The traditional methods of oil recovery from oil reservoirs have been categorized as primary and secondary methods. Primary oil recovery is the first stage of oil production, in which the reservoir pressure is the driving force of the natural rise of crude oil. Water flooding is generally applied in the secondary recovery stage to displace the trapped oil in the rock towards production. However, these stages are not efficient enough to produce a considerable amount of oil due to high capillary forces, which result in low oil recovery.1–3 The methods to further increase the sweep efficiency and enhance oil recovery comprise tertiary recovery or enhanced oil recovery (EOR). Nowadays, applying new methods such as biotechnology and nanotechnology in EOR has aroused much attention. Numerous studies have been dedicated to the application of biosurfactants in EOR and the investigation of their ability in IFT reduction and wettability alteration, which are favorable in EOR.4–7 Biosurfactant (BS) molecules diffuse from the bulk aqueous phase to the interface of the crude oil-aqueous phase due to the concentration gradient and then adsorb at the surface. Generally, diffusion is much slower than adsorption, thus controlling the whole process.8 The hydrophilic head and hydrophobic tail of biosurfactants interact with water molecules and crude oil, respectively. This forms a bridge between two phases and lowers IFT. IFT reduction decreases capillary forces in the pores and throats of porous media, which are the main reason for oil trapping, and improving oil recovery.9,10 Khademolhosseini et al.11 synthesized a rhamnolipid BS from newly found Pseudomonas aeruginosa HAK01 that showed excellent ability in IFT reduction and wettability alteration of the glass surface from the oil-wet state to the water-wet state. It also showed high stability under severe conditions of temperature, pH, and salinity, which is necessary to achieve good effectiveness in microbial enhanced oil recovery (MEOR). Indeed, the results obtained from micromodel tests confirmed that the produced BS is a good candidate in this field. Saxena et al.12 produced anionic BS from palm oil and studied its ability to alter the wettability of quartz and carbonate surfaces. The produced BS changed the wettability of both surfaces from the oil-wet state to the water-wet state.
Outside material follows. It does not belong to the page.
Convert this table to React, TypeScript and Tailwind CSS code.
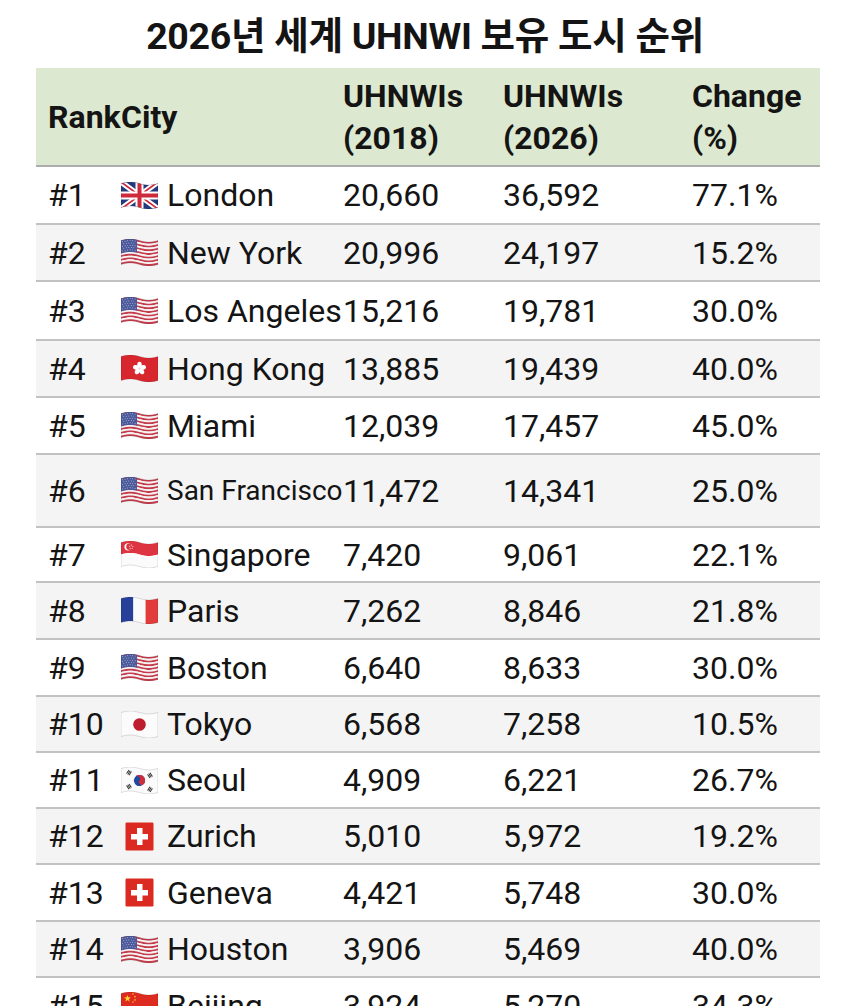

Furthermore, surfactants and biosurfactants have other applications in other industrial fields due to their high surface activity. For example, they have been introduced in biofiltration systems to lower the surface tension; thus, the solubility of volatile organic compounds (VOCs) increases and consequently, higher removal efficiency of these compounds is achieved.9,13 There are studies on the application of biosurfactants (such as saponins and rhamnolipids) and nonionic chemical surfactants (such as Tween 20 and Triton X-100) for the removal of styrene, ethylbenzene, and n-hexane from the waste gas in biofilters.9,13–15

Nowadays, nanotechnology has attracted much attention for applications in EOR to produce more oil from reservoirs. Numerous studies confirm that NPs can alter the wettability characteristics of rocks to more water-wet conditions,16–18 reduce IFT,19,20 and function effectively in oil recovery.21,22 According to Ragab and Hannora,23 silica NPs improve oil recovery due to reduction in IFT and increase in the viscosity of the injected solution.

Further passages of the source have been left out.